Leizhalleのホール。休憩中に最上階の正面から。


そしてドイツでは良く見知らぬ人から声をかけられる、という件で今思い出した全く関係ない余談を。
先日早朝、朝ご飯を食べ損ねた私は電車の中でチョコレートを一つ口の中に放り込んだのですがそれを見ていた隣に座っていた2人のおばあさんから、「それは朝ご飯?」と聞かれたので、「そうです」と答え、もう一つあったチョコレート(こんな時に限って、イースターの時の余っていた卵形のチョコレートで、目のくりくりした可愛いヒヨコの絵が書いてあり、幼稚園や小学生の子供が食べそうなチョコレートでした・・・)を見せると、その子供っぽ過ぎるチョコレートに「あら〜!」とおばあさん2人して笑ってくれました。「チョコレートは良いわよね!カカオの割合が多いのから少ないの、色々あるけど、それはミルクと糖分がたっぷりそうね。あなたはまだ小さいから沢山食べて大丈夫だけど、私たちが食べたらもっと太っちゃうわ〜ふふふ。良い一日をね♪」と言って下車して行きました。

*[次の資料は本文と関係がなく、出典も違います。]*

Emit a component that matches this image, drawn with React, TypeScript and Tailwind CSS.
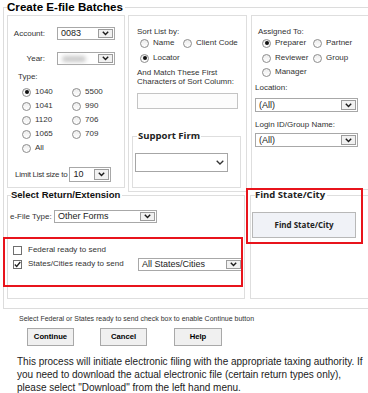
import React from "react";

const Chevron = () => (
  <svg width="7" height="5" viewBox="0 0 7 5" fill="none">
    <path d="M0.8 0.8 L3.5 3.6 L6.2 0.8" stroke="#1a1a1a" strokeWidth="1.4" />
  </svg>
);

function ClassicSelect({
  value,
  className = "",
  blurred = false,
}: {
  value?: string;
  className?: string;
  blurred?: boolean;
}) {
  return (
    <div className={`flex border border-[#a8a8a8] bg-white p-[1px] text-[9px] text-[#222] ${className}`}>
      <span className="flex-1 flex items-center pl-[2px] leading-none">
        {blurred ? <span className="block w-[24px] h-[6px] ml-[1px] rounded-sm bg-[#c9c9c9] blur-[2px]" /> : value}
      </span>
      <span className="w-[15px] flex items-center justify-center border border-[#9c9c9c] bg-[#f1f1f1]">
        <Chevron />
      </span>
    </div>
  );
}

function Radio({ checked = false, label, className = "" }: { checked?: boolean; label: string; className?: string }) {
  return (
    <span className={`flex items-center ${className}`}>
      <span className="w-[9px] h-[9px] shrink-0 rounded-full border border-[#8d8d8d] bg-gradient-to-b from-[#ececec] to-white flex items-center justify-center">
        {checked && <span className="w-[4px] h-[4px] rounded-full bg-[#111]" />}
      </span>
      <span className="ml-[4px]">{label}</span>
    </span>
  );
}

function Checkbox({ checked = false }: { checked?: boolean }) {
  return (
    <span className="w-[9px] h-[9px] shrink-0 border border-[#6f6f6f] bg-white flex items-center justify-center">
      {checked && (
        <svg width="7" height="7" viewBox="0 0 7 7" fill="none">
          <path d="M0.8 3.5 L2.7 5.5 L6.3 1" stroke="#222" strokeWidth="1.3" />
        </svg>
      )}
    </span>
  );
}

export default function App() {
  return (
    <div className="relative w-[368px] h-[393px] overflow-hidden bg-white text-[#333] font-['Liberation_Sans',Arial,sans-serif]">
      <fieldset className="ml-[3px] w-[372px] border border-[#dcdcdc] pl-[3px] pb-[9px]">
        <legend className="text-[11.6px] leading-[14px] font-bold text-black pr-[2px]">Create E-file Batches</legend>

        {/* top row */}
        <div className="flex items-start mt-[1px]">
          {/* left panel */}
          <div className="w-[118px] h-[173px] shrink-0 border border-[#dedede] text-[8px] leading-[10px]">
            <div className="flex items-center h-[13px] mt-[11px]">
              <span className="w-[37px] text-right">Account:</span>
              <ClassicSelect value="0083" className="ml-[12px] w-[58px] h-[13px]" />
            </div>
            <div className="flex items-center h-[13px] mt-[12px]">
              <span className="w-[37px] text-right">Year:</span>
              <ClassicSelect blurred className="ml-[12px] w-[58px] h-[13px]" />
            </div>
            <div className="mt-[7px] ml-[10px]">Type:</div>
            <div className="grid grid-cols-[50px_50px] auto-rows-[14px] items-center mt-[3px] ml-[14px]">
              <Radio checked label="1040" />
              <Radio label="5500" />
              <Radio label="1041" />
              <Radio label="990" />
              <Radio label="1120" />
              <Radio label="706" />
              <Radio label="1065" />
              <Radio label="709" />
              <Radio label="All" />
            </div>
            <div className="flex items-center h-[15px] mt-[12px] ml-[7px]">
              <span className="tracking-[-0.25px]">Limit List size to</span>
              <ClassicSelect value="10" className="ml-[2px] w-[42px] h-[15px]" />
            </div>
          </div>

          {/* middle panel */}
          <div className="ml-[3px] w-[119px] h-[177px] shrink-0 border border-[#dedede] text-[8px] leading-[10px]">
            <div className="mt-[11px] ml-[8px]">Sort List by:</div>
            <div className="flex items-center h-[12px] ml-[11px]">
              <Radio label="Name" className="w-[43px]" />
              <Radio label="Client Code" />
            </div>
            <div className="flex items-center h-[12px] mt-[3px] ml-[11px]">
              <Radio checked label="Locator" />
            </div>
            <div className="mt-[4px] ml-[8px] leading-[9px]">
              And Match These First
              <br />
              Characters of Sort Column:
            </div>
            <div className="mt-[7px] ml-[8px] w-[101px] h-[16px] border border-[#c4c4c4] bg-[#fcfcfc]" />
            <fieldset className="mt-[21px] ml-[3px] w-[109px] border border-[#dedede] pl-[2px] pb-[15px]">
              <legend className="ml-[2px] px-[1px] text-[9.5px] leading-[12px] font-bold text-[#222] font-['Open_Sans',sans-serif]">
                Support Firm
              </legend>
              <div className="mt-[11px] w-[93px] h-[19px] border border-[#a6a6a6] bg-white flex items-center justify-end pr-[3px]">
                <svg width="8" height="5" viewBox="0 0 8 5" fill="none">
                  <path d="M0.7 0.7 L4 4 L7.3 0.7" stroke="#333" strokeWidth="1.3" />
                </svg>
              </div>
            </fieldset>
          </div>

          {/* right panel */}
          <div className="ml-[4px] w-[121px] h-[175px] shrink-0 border border-[#dedede] text-[8px] leading-[10px]">
            <div className="mt-[11px] ml-[6px]">Assigned To:</div>
            <div className="flex items-center h-[12px] ml-[10px]">
              <Radio checked label="Preparer" className="w-[51px]" />
              <Radio label="Partner" />
            </div>
            <div className="flex items-center h-[12px] mt-[3px] ml-[10px]">
              <Radio label="Reviewer" className="w-[51px]" />
              <Radio label="Group" />
            </div>
            <div className="flex items-center h-[12px] mt-[2px] ml-[10px]">
              <Radio label="Manager" />
            </div>
            <div className="mt-[5px] ml-[3px]">Location:</div>
            <ClassicSelect value="(All)" className="mt-[5px] ml-[3px] w-[103px] h-[14px]" />
            <div className="mt-[8px] ml-[3px]">Login ID/Group Name:</div>
            <ClassicSelect value="(All)" className="mt-[3px] ml-[3px] w-[103px] h-[14px]" />
          </div>
        </div>

        {/* lower row */}
        <div className="flex items-start -mt-[3px]">
          <fieldset className="w-[238px] shrink-0 border border-[#dedede] pl-[3px] pb-[27px] text-[8px] leading-[10px]">
            <legend className="text-[9.5px] leading-[12px] font-bold text-[#111] pr-[2px]">Select Return/Extension</legend>
            <div className="flex items-center h-[13px] mt-[9px] -ml-[1px]">
              <span className="w-[44px]">e-File Type:</span>
              <ClassicSelect value="Other Forms" className="w-[103px] h-[13px]" />
            </div>
            <div className="flex items-center h-[12px] mt-[21px] ml-[2px]">
              <Checkbox />
              <span className="ml-[6px]">Federal ready to send</span>
            </div>
            <div className="flex items-center h-[14px] mt-[1px] ml-[2px]">
              <Checkbox checked />
              <span className="ml-[6px] w-[110px]">States/Cities ready to send</span>
              <ClassicSelect value="All States/Cities" className="w-[105px] h-[13px]" />
            </div>
          </fieldset>

          <fieldset className="ml-[5px] w-[122px] shrink-0 border border-[#dedede] pl-[1px] pb-[60px]">
            <legend className="ml-[3px] pr-[2px] text-[9.5px] leading-[12px] font-bold text-[#222] font-['Open_Sans',sans-serif]">
              Find State/City
            </legend>
            <button className="mt-[11px] w-[104px] h-[26px] border border-[#b8b8b8] bg-[#f0f2f7] text-[8px] font-bold text-[#222] font-['Open_Sans',sans-serif]">
              Find State/City
            </button>
          </fieldset>
        </div>
      </fieldset>

      <div className="mt-[5px] ml-[19px] text-[7px] leading-[9px] text-[#333] whitespace-nowrap">
        Select Federal or States ready to send check box to enable Continue button
      </div>

      <div className="flex mt-[5px] ml-[27px] text-[7.7px] font-bold text-black">
        <button className="w-[47px] h-[18px] border border-[#a9a9a9] bg-[#f0f0f0]">Continue</button>
        <button className="ml-[26px] w-[47px] h-[18px] border border-[#a9a9a9] bg-[#f0f0f0]">Cancel</button>
        <button className="ml-[27px] w-[48px] h-[18px] border border-[#a9a9a9] bg-[#f0f0f0]">Help</button>
      </div>

      <p className="mt-[9px] ml-[17px] text-[10px] leading-[13px] text-[#222] whitespace-nowrap">
        This process will initiate electronic filing with the appropriate taxing authority. If
        <br />
        you need to download the actual electronic file (certain return types only),
        <br />
        please select "Download" from the left hand menu.
      </p>

      {/* red highlight annotations */}
      <div className="absolute left-[246px] top-[188px] w-[117px] h-[56px] border-2 border-[#e8141c] pointer-events-none" />
      <div className="absolute left-[3px] top-[237px] w-[240px] h-[50px] border-2 border-[#e8141c] pointer-events-none" />
    </div>
  );
}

私は果たして何歳に見られたのだろう・・・と思いながらも、心ほっこりする出来事でした。
日本では知らない大人に話しかけられても話してはいけない、と言われていますが,
見ず知らずの人との会話も楽しいですね。間違ったドイツ語も直してくれますし。(笑)
勿論、どこの国であっても怖そうな人、怪しげな人、良い人そうだけど実は悪い人(この種の方々は見分けるのは難しいですが)には近づいてはいけませんが・・・。
街中でもふとした一時のこういったコミュニケーションは小さな嬉しい事を沢山集められる様な気がします。




イースターの卵とひよこ達。ガストファミリー宅にて。